▶ [PROVIDED DATA]
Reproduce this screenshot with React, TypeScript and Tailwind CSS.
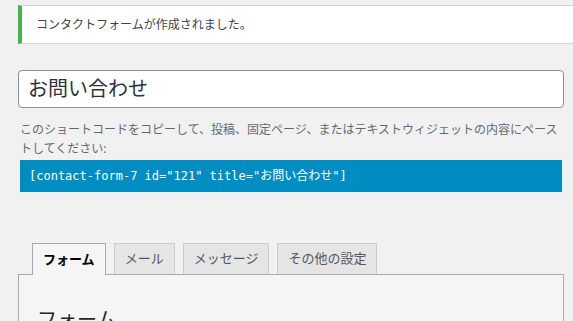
const tabs = ['フォーム', 'メール', 'メッセージ', 'その他の設定'];

const App = () => {
  const active = 0;
  return (
    <div
      className="h-screen bg-[#f1f1f1] pt-[5px] overflow-hidden"
      style={{ fontFamily: '"Noto Sans", "Noto Sans CJK JP", sans-serif' }}
    >
      <div className="ml-[18px] h-[39px] flex items-center bg-white border-y border-y-[#d3d3d3] border-l-4 border-l-[#46b450] pl-[14px] text-[12px] text-[#3c434a]">
        コンタクトフォームが作成されました。
      </div>

      <div className="ml-[18px] mr-[9px] mt-[26px]">
        <div className="h-[38px] flex items-center rounded-[4px] border border-[#8c8f94] bg-white px-[9px] text-[20px] text-[#2c3338]">
          お問い合わせ
        </div>

        <p className="mt-[12px] px-[2px] text-[12px] leading-[19px] text-[#646970]">
          このショートコードをコピーして、投稿、固定ページ、またはテキストウィジェットの内容にペーストしてください:
        </p>

        <div
          className="mx-[2px] mt-[2px] h-[32px] flex items-center bg-[#008ec2] px-[9px] text-[12px] text-white"
          style={{ fontFamily: '"DejaVu Sans Mono", "Noto Sans CJK JP", monospace' }}
        >
          [contact-form-7 id="121" title="お問い合わせ"]
        </div>

        <div className="mt-[51px] flex gap-[8px] pl-[14px]">
          {tabs.map((t, i) =>
            i === active ? (
              <div
                key={t}
                className="relative z-10 -mb-px h-[32px] flex items-center border border-b-0 border-[#aaaaaa] bg-[#f5f5f5] px-[10px] text-[13px] font-bold text-black"
              >
                {t}
              </div>
            ) : (
              <div
                key={t}
                className="h-[31px] flex items-center border border-b-0 border-[#cccccc] bg-[#e5e5e5] px-[10px] text-[13px] text-[#50575e]"
              >
                {t}
              </div>
            ),
          )}
        </div>

        <div className="border border-[#aaaaaa] bg-[#f5f5f5] px-[18px] pt-[32px] pb-[40px]">
          <h2 className="text-[20px] leading-[26px] text-[#23282d]">フォーム</h2>
        </div>
      </div>
    </div>
  );
};

export default App;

▶ [EXERCISE GOAL]
Exclude the pictures. Write out the remaining data exactly.

▶ [OUTPUT OF THE TASK]
Reproduce this screenshot with React, TypeScript and Tailwind CSS.
const tabs = ['フォーム', 'メール', 'メッセージ', 'その他の設定'];

const App = () => {
  const active = 0;
  return (
    <div
      className="h-screen bg-[#f1f1f1] pt-[5px] overflow-hidden"
      style={{ fontFamily: '"Noto Sans", "Noto Sans CJK JP", sans-serif' }}
    >
      <div className="ml-[18px] h-[39px] flex items-center bg-white border-y border-y-[#d3d3d3] border-l-4 border-l-[#46b450] pl-[14px] text-[12px] text-[#3c434a]">
        コンタクトフォームが作成されました。
      </div>

      <div className="ml-[18px] mr-[9px] mt-[26px]">
        <div className="h-[38px] flex items-center rounded-[4px] border border-[#8c8f94] bg-white px-[9px] text-[20px] text-[#2c3338]">
          お問い合わせ
        </div>

        <p className="mt-[12px] px-[2px] text-[12px] leading-[19px] text-[#646970]">
          このショートコードをコピーして、投稿、固定ページ、またはテキストウィジェットの内容にペーストしてください:
        </p>

        <div
          className="mx-[2px] mt-[2px] h-[32px] flex items-center bg-[#008ec2] px-[9px] text-[12px] text-white"
          style={{ fontFamily: '"DejaVu Sans Mono", "Noto Sans CJK JP", monospace' }}
        >
          [contact-form-7 id="121" title="お問い合わせ"]
        </div>

        <div className="mt-[51px] flex gap-[8px] pl-[14px]">
          {tabs.map((t, i) =>
            i === active ? (
              <div
                key={t}
                className="relative z-10 -mb-px h-[32px] flex items-center border border-b-0 border-[#aaaaaa] bg-[#f5f5f5] px-[10px] text-[13px] font-bold text-black"
              >
                {t}
              </div>
            ) : (
              <div
                key={t}
                className="h-[31px] flex items-center border border-b-0 border-[#cccccc] bg-[#e5e5e5] px-[10px] text-[13px] text-[#50575e]"
              >
                {t}
              </div>
            ),
          )}
        </div>

        <div className="border border-[#aaaaaa] bg-[#f5f5f5] px-[18px] pt-[32px] pb-[40px]">
          <h2 className="text-[20px] leading-[26px] text-[#23282d]">フォーム</h2>
        </div>
      </div>
    </div>
  );
};

export default App;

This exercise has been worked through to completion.